» **WHAT TO PRODUCE**
In the data below, find every line with the string "components" and pull it out.

» **DATA EXTRACT**
▬▬▬

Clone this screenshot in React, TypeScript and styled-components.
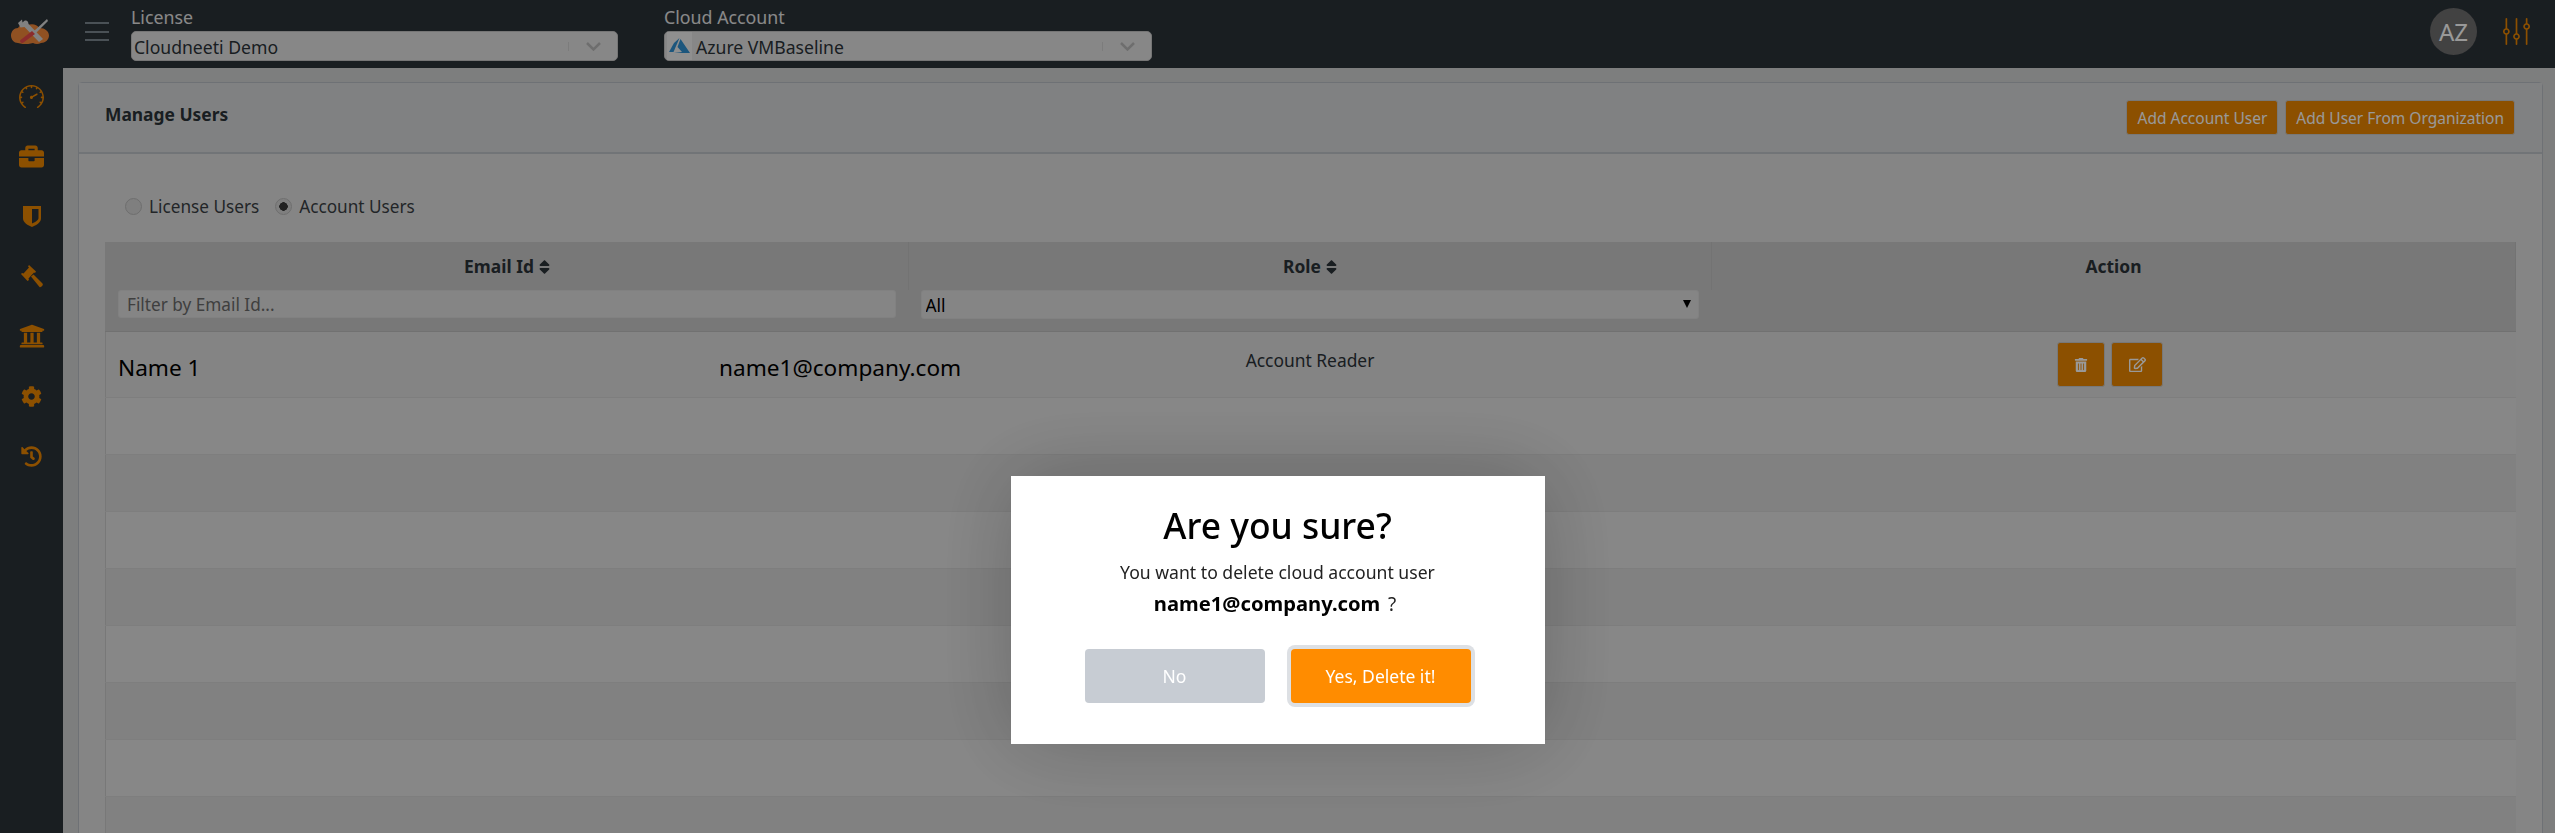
import React from "react";
import styled, { createGlobalStyle } from "styled-components";
import { FaBriefcase, FaCog, FaHistory, FaRegEdit, FaSort, FaTrashAlt, FaUniversity } from "react-icons/fa";
import { SlEqualizer, SlSpeedometer } from "react-icons/sl";

const FONT = `"Noto Sans", "Open Sans", "Liberation Sans", sans-serif`;

const GlobalStyle = createGlobalStyle`
  html, body {
    margin: 0;
    height: 100%;
    overflow: hidden;
    font-family: ${FONT};
    background: #d0d2d2;
  }
  * { box-sizing: border-box; }
`;

const Shell = styled.div`
  height: 833px;
  display: flex;
  flex-direction: column;
  overflow: hidden;
`;

const TopBar = styled.header`
  flex: 0 0 68px;
  display: flex;
  align-items: flex-start;
  background: #2b3238;
`;

const LogoSlot = styled.div`
  flex: 0 0 85px;
  padding: 18px 0 0 11px;
  line-height: 0;
`;

const Burger = styled.div`
  flex: 0 0 46px;
  padding-top: 22px;
  display: flex;
  flex-direction: column;
  gap: 6.5px;
  span {
    display: block;
    width: 24px;
    height: 2px;
    background: #7c8890;
  }
`;

const PickerGroup = styled.div<{ $width: number; $gap?: number }>`
  flex: 0 0 ${(p) => p.$width}px;
  margin-right: ${(p) => p.$gap ?? 0}px;
  padding-top: 5px;
`;

const PickerLabel = styled.div`
  height: 26px;
  font-size: 17.8px;
  line-height: 24px;
  color: #e4e4e4;
`;

const Picker = styled.div`
  height: 30px;
  display: flex;
  align-items: center;
  padding: 0 16px 0 2px;
  border-radius: 5px;
  border: 1px solid #c4c4c4;
  background: #e2e2e2;
  color: #2b3238;
  font-size: 17.6px;
`;

const PickerText = styled.span`
  flex: 1;
  padding-top: 2px;
  white-space: nowrap;
`;

const PickerDivider = styled.span`
  width: 1px;
  height: 9px;
  margin-right: 17px;
  background: #cfcfcf;
`;

const AzureBadge = styled.span`
  width: 25px;
  height: 28px;
  margin-right: 4px;
  display: flex;
  align-items: center;
  justify-content: center;
  background: #efefef;
`;

const TopRight = styled.div`
  margin-left: auto;
  padding: 8px 25px 0 0;
  display: flex;
  align-items: flex-start;
  gap: 26px;
  color: #e98500;
`;

const Avatar = styled.div`
  width: 47px;
  height: 47px;
  border-radius: 50%;
  display: flex;
  align-items: center;
  justify-content: center;
  background: #6e6e6e;
  color: #fff;
  font-size: 24px;
`;

const TuneIcon = styled(SlEqualizer)`
  width: 27px;
  height: 27px;
  margin-top: 10px;
`;

const Body = styled.div`
  flex: 1;
  display: flex;
  min-height: 0;
`;

const Sidebar = styled.nav`
  flex: 0 0 63px;
  display: flex;
  flex-direction: column;
  align-items: center;
  padding-top: 5px;
  background: #2b3238;
  color: #e98500;
`;

const NavItem = styled.div`
  height: 60px;
  width: 100%;
  display: flex;
  justify-content: center;
  align-items: center;
  padding-bottom: 14px;
`;

const Main = styled.main`
  flex: 1;
  min-width: 0;
  padding: 14px 12px 0 15px;
`;

const Card = styled.section`
  height: 800px;
  border: 1px solid #b8bcc4;
  border-radius: 4px 4px 0 0;
  background: #dedede;
`;

const CardHeader = styled.div`
  height: 71px;
  display: flex;
  align-items: flex-start;
  justify-content: space-between;
  padding: 17px 27px 0 26px;
  border-bottom: 2px solid #bcc2c6;
  background: #d6d8d9;
`;

const CardTitle = styled.h2`
  margin: 2px 0 0;
  font-size: 17.4px;
  font-weight: 700;
  line-height: 24px;
  color: #2b3238;
`;

const HeaderActions = styled.div`
  display: flex;
  gap: 7px;
`;

const OrangeButton = styled.button`
  height: 35px;
  padding: 0 10px;
  border: 1px solid #c9c9c9;
  border-radius: 3px;
  background: #e98500;
  color: #fff;
  font-family: ${FONT};
  font-size: 15.5px;
  white-space: nowrap;
`;

const CardBody = styled.div`
  padding: 41px 26px 0 26px;
`;

const RadioRow = styled.div`
  height: 22px;
  display: flex;
  align-items: center;
  padding-left: 20px;
  margin-bottom: 25px;
  font-size: 17.2px;
  color: #3a3f44;
`;

const RadioLabel = styled.label`
  display: flex;
  align-items: center;
  gap: 7px;
  margin-right: 16px;
`;

const Radio = styled.input`
  appearance: none;
  width: 17px;
  height: 17px;
  margin: 0;
  border-radius: 50%;
  border: 1px solid #b8b8b8;
  background: #d4d4d4;
  &:checked {
    background: radial-gradient(circle, #3a3a3a 0 4px, #d4d4d4 4.5px);
  }
`;

const Table = styled.table`
  width: 100%;
  table-layout: fixed;
  border-collapse: collapse;
  border-left: 1px solid #c8c8c8;
`;

const HeadCell = styled.th<{ $width?: number }>`
  width: ${(p) => (p.$width ? `${p.$width}px` : "auto")};
  height: 48px;
  padding: 0;
  border-right: 1px solid #c0c0c0;
  background: #c8c8c8;
  color: #2b3238;
  font-size: 17.4px;
  font-weight: 700;
  vertical-align: middle;
  svg {
    width: 11px;
    height: 18px;
    margin-left: 5px;
    vertical-align: -3px;
  }
`;

const FilterCell = styled.th`
  height: 41px;
  padding: 0 13px 12px 12px;
  background: #c8c8c8;
  border-bottom: 1px solid #bcbcbc;
  vertical-align: top;
`;

const FilterInput = styled.input`
  display: block;
  width: 100%;
  height: 28px;
  padding: 0 8px;
  border: 1px solid #d8d8d8;
  border-radius: 3px;
  background: #dedede;
  color: #222;
  font-family: ${FONT};
  font-size: 17.2px;
  &::placeholder { color: #6a6a6a; }
`;

const SelectWrap = styled.div`
  position: relative;
  &::after {
    content: "";
    position: absolute;
    right: 8px;
    top: 10px;
    border-left: 4px solid transparent;
    border-right: 4px solid transparent;
    border-top: 8px solid #000;
    pointer-events: none;
  }
`;

const FilterSelect = styled.select`
  display: block;
  width: 100%;
  height: 29px;
  padding: 0 4px;
  appearance: none;
  border: 1px solid #d8d8d8;
  border-radius: 3px;
  background: #dedede;
  color: #000;
  font-family: ${FONT};
  font-size: 17.4px;
`;

const Row = styled.tr<{ $shade: "first" | "light" | "dark" }>`
  background: ${(p) => (p.$shade === "first" ? "#dcdcdc" : p.$shade === "light" ? "#e2e2e2" : "#d8d8d8")};
  td { border-bottom: 1px solid #d2d2d2; }
`;

const EmptyCell = styled.td`
  height: 57px;
  padding: 0;
`;

const UserCell = styled.td`
  height: 66px;
  padding: 6px 0 0 12px;
  color: #000;
`;

const UserCellInner = styled.div`
  display: flex;
  align-items: center;
  font-size: 22.6px;
`;

const UserName = styled.span`
  flex: 0 0 601px;
`;

const RoleCell = styled.td`
  height: 66px;
  padding: 0 0 10px;
  text-align: center;
  font-size: 17.4px;
  color: #2b3238;
`;

const ActionCell = styled.td`
  height: 66px;
  padding: 0 7px 0 0;
`;

const ActionButtons = styled.div`
  display: flex;
  justify-content: center;
  gap: 6px;
`;

const IconButton = styled.button<{ $width: number }>`
  width: ${(p) => p.$width}px;
  height: 45px;
  padding: 0;
  border: 1px solid #c9c9c9;
  border-radius: 3px;
  background: #e98500;
  color: #fff;
  display: flex;
  align-items: center;
  justify-content: center;
`;

const Overlay = styled.div`
  position: fixed;
  inset: 0;
  display: flex;
  justify-content: center;
  align-items: flex-start;
  padding-top: 476px;
  background: rgba(0, 0, 0, 0.4);
`;

const Modal = styled.div`
  width: 534px;
  height: 268px;
  display: flex;
  flex-direction: column;
  align-items: center;
  padding-top: 23px;
  background: #fff;
  box-shadow: 0 0 90px rgba(0, 0, 0, 0.22);
`;

const ModalTitle = styled.h2`
  margin: 0;
  font-size: 35.4px;
  font-weight: 500;
  line-height: 52px;
  color: #000;
`;

const ModalText = styled.div`
  margin-top: 6px;
  font-size: 17.6px;
  line-height: 31px;
  color: #222;
  text-align: center;
  b {
    font-size: 20.2px;
    margin-right: 3px;
    color: #000;
  }
`;

const QuestionMark = styled.span`
  margin-right: 5px;
  font-size: 19px;
`;

const ModalButtons = styled.div`
  margin-top: 29px;
  display: flex;
  gap: 26px;
`;

const ModalButton = styled.button<{ $confirm?: boolean }>`
  width: 180px;
  height: 54px;
  border: 0;
  border-radius: 4px;
  background: ${(p) => (p.$confirm ? "#ff8c00" : "#c7ccd3")};
  color: #fff;
  font-family: ${FONT};
  font-size: 17.5px;
  box-shadow: ${(p) => (p.$confirm ? "0 0 0 4px #dde0e4" : "none")};
`;

const Logo = () => (
  <svg width="38" height="26" viewBox="0 0 38 26">
    <path d="M7 25C3 25 0 21.500 0 17.500S3 10 7 10C9 6.500 13 6 16 7.500C20 5.500 26 6 28 10C33 9.500 38 13 38 17.500S34 25 30 25C27 26.500 24 26 22 25C18 26.500 11 26.500 7 25Z" fill="#f0873a" />
    <path d="M11 1.500L7 5L9.500 9.500L13.500 9L28 24L32 21L17.500 6C17.500 3 14.500 .5 11.500 4.500Z" fill="#d8d8d8" />
    <path d="M36 1L22 14L24 16L37 3Z" fill="#d8d8d8" />
    <path d="M21 13L9.500 22C8 23.500 11 26 12.500 24.500L24 16Z" fill="#e84a4a" />
  </svg>
);

const ShieldIcon = () => (
  <svg width="18" height="21" viewBox="0 0 18 21" fill="currentColor" fillRule="evenodd">
    <path d="M0 0H18V12.500C18 16.500 13 19.500 9 21C5 19.500 0 16.500 0 12.500ZM9 3V17.500C11.500 16.500 15.500 14.500 15.500 12V3Z" />
  </svg>
);

const GavelIcon = () => (
  <svg width="23" height="23" viewBox="0 0 23 23" fill="currentColor">
    <path d="M9 0L16 6.500L15 8L14 7.500L8.500 13.500L9 15L7.500 16L1 9L2 8L3.500 8.500L9 2.500L8 1.500Z" />
    <path d="M11 11.500L13.500 9.500L22.500 18.500C23.500 20 21 23 19.500 22Z" />
  </svg>
);

const AzureIcon = () => (
  <svg width="21" height="16" viewBox="0 0 21 16" fill="#2f8fd0">
    <path d="M10.500 0L5 5L0 14H4.500Z" />
    <path d="M11.500 1L8.500 9L13 14L5 15H21Z" />
  </svg>
);

const Chevron = () => (
  <svg width="15" height="9" viewBox="0 0 15 9" fill="none" stroke="#b8b8b8" strokeWidth="2.500">
    <path d="M1 1L7.500 7.500L14 1" />
  </svg>
);

const NAV_ICONS = [
  <SlSpeedometer size={25} key="speed" />,
  <FaBriefcase size={25} key="brief" />,
  <ShieldIcon key="shield" />,
  <GavelIcon key="gavel" />,
  <FaUniversity size={26} key="bank" />,
  <FaCog size={21} key="cog" />,
  <FaHistory size={21} key="history" />,
];

const EMPTY_ROWS: ("light" | "dark")[] = ["light", "dark", "light", "dark", "light", "dark", "light", "dark"];

export default function App() {
  return (
    <>
      <GlobalStyle />
      <Shell>
        <TopBar>
          <LogoSlot>
            <Logo />
          </LogoSlot>
          <Burger>
            <span />
            <span />
            <span />
          </Burger>
          <PickerGroup $width={487} $gap={46}>
            <PickerLabel>License</PickerLabel>
            <Picker>
              <PickerText>Cloudneeti Demo</PickerText>
              <PickerDivider />
              <Chevron />
            </Picker>
          </PickerGroup>
          <PickerGroup $width={488}>
            <PickerLabel>Cloud Account</PickerLabel>
            <Picker>
              <AzureBadge>
                <AzureIcon />
              </AzureBadge>
              <PickerText>Azure VMBaseline</PickerText>
              <PickerDivider />
              <Chevron />
            </Picker>
          </PickerGroup>
          <TopRight>
            <Avatar>AZ</Avatar>
            <TuneIcon />
          </TopRight>
        </TopBar>
        <Body>
          <Sidebar>
            {NAV_ICONS.map((icon, idx) => (
              <NavItem key={`nav_${idx}`}>{icon}</NavItem>
            ))}
          </Sidebar>
          <Main>
            <Card>
              <CardHeader>
                <CardTitle>Manage Users</CardTitle>
                <HeaderActions>
                  <OrangeButton>Add Account User</OrangeButton>
                  <OrangeButton>Add User From Organization</OrangeButton>
                </HeaderActions>
              </CardHeader>
              <CardBody>
                <RadioRow>
                  <RadioLabel>
                    <Radio type="radio" name="scope" readOnly />
                    License Users
                  </RadioLabel>
                  <RadioLabel>
                    <Radio type="radio" name="scope" checked readOnly />
                    Account Users
                  </RadioLabel>
                </RadioRow>
                <Table>
                  <thead>
                    <tr>
                      <HeadCell $width={803}>
                        Email Id
                        <FaSort />
                      </HeadCell>
                      <HeadCell $width={803}>
                        Role
                        <FaSort />
                      </HeadCell>
                      <HeadCell>Action</HeadCell>
                    </tr>
                    <tr>
                      <FilterCell>
                        <FilterInput placeholder="Filter by Email Id..." readOnly />
                      </FilterCell>
                      <FilterCell>
                        <SelectWrap>
                          <FilterSelect defaultValue="All">
                            <option>All</option>
                          </FilterSelect>
                        </SelectWrap>
                      </FilterCell>
                      <FilterCell />
                    </tr>
                  </thead>
                  <tbody>
                    <Row $shade="first">
                      <UserCell>
                        <UserCellInner>
                          <UserName>Name 1</UserName>
                          <span>name1@company.com</span>
                        </UserCellInner>
                      </UserCell>
                      <RoleCell>Account Reader</RoleCell>
                      <ActionCell>
                        <ActionButtons>
                          <IconButton $width={48}>
                            <FaTrashAlt size={14} />
                          </IconButton>
                          <IconButton $width={52}>
                            <FaRegEdit size={17} />
                          </IconButton>
                        </ActionButtons>
                      </ActionCell>
                    </Row>
                    {EMPTY_ROWS.map((shade, idx) => (
                      <Row $shade={shade} key={`row_${idx}`}>
                        <EmptyCell />
                        <EmptyCell />
                        <EmptyCell />
                      </Row>
                    ))}
                  </tbody>
                </Table>
              </CardBody>
            </Card>
          </Main>
        </Body>
      </Shell>
      <Overlay>
        <Modal>
          <ModalTitle>Are you sure?</ModalTitle>
          <ModalText>
            You want to delete cloud account user
            <br />
            <b>name1@company.com</b> <QuestionMark>?</QuestionMark>
          </ModalText>
          <ModalButtons>
            <ModalButton>No</ModalButton>
            <ModalButton $confirm>Yes, Delete it!</ModalButton>
          </ModalButtons>
        </Modal>
      </Overlay>
    </>
  );
}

▬▬▬

» **EXERCISE RESPONSE**
Clone this screenshot in React, TypeScript and styled-components.
import styled, { createGlobalStyle } from "styled-components";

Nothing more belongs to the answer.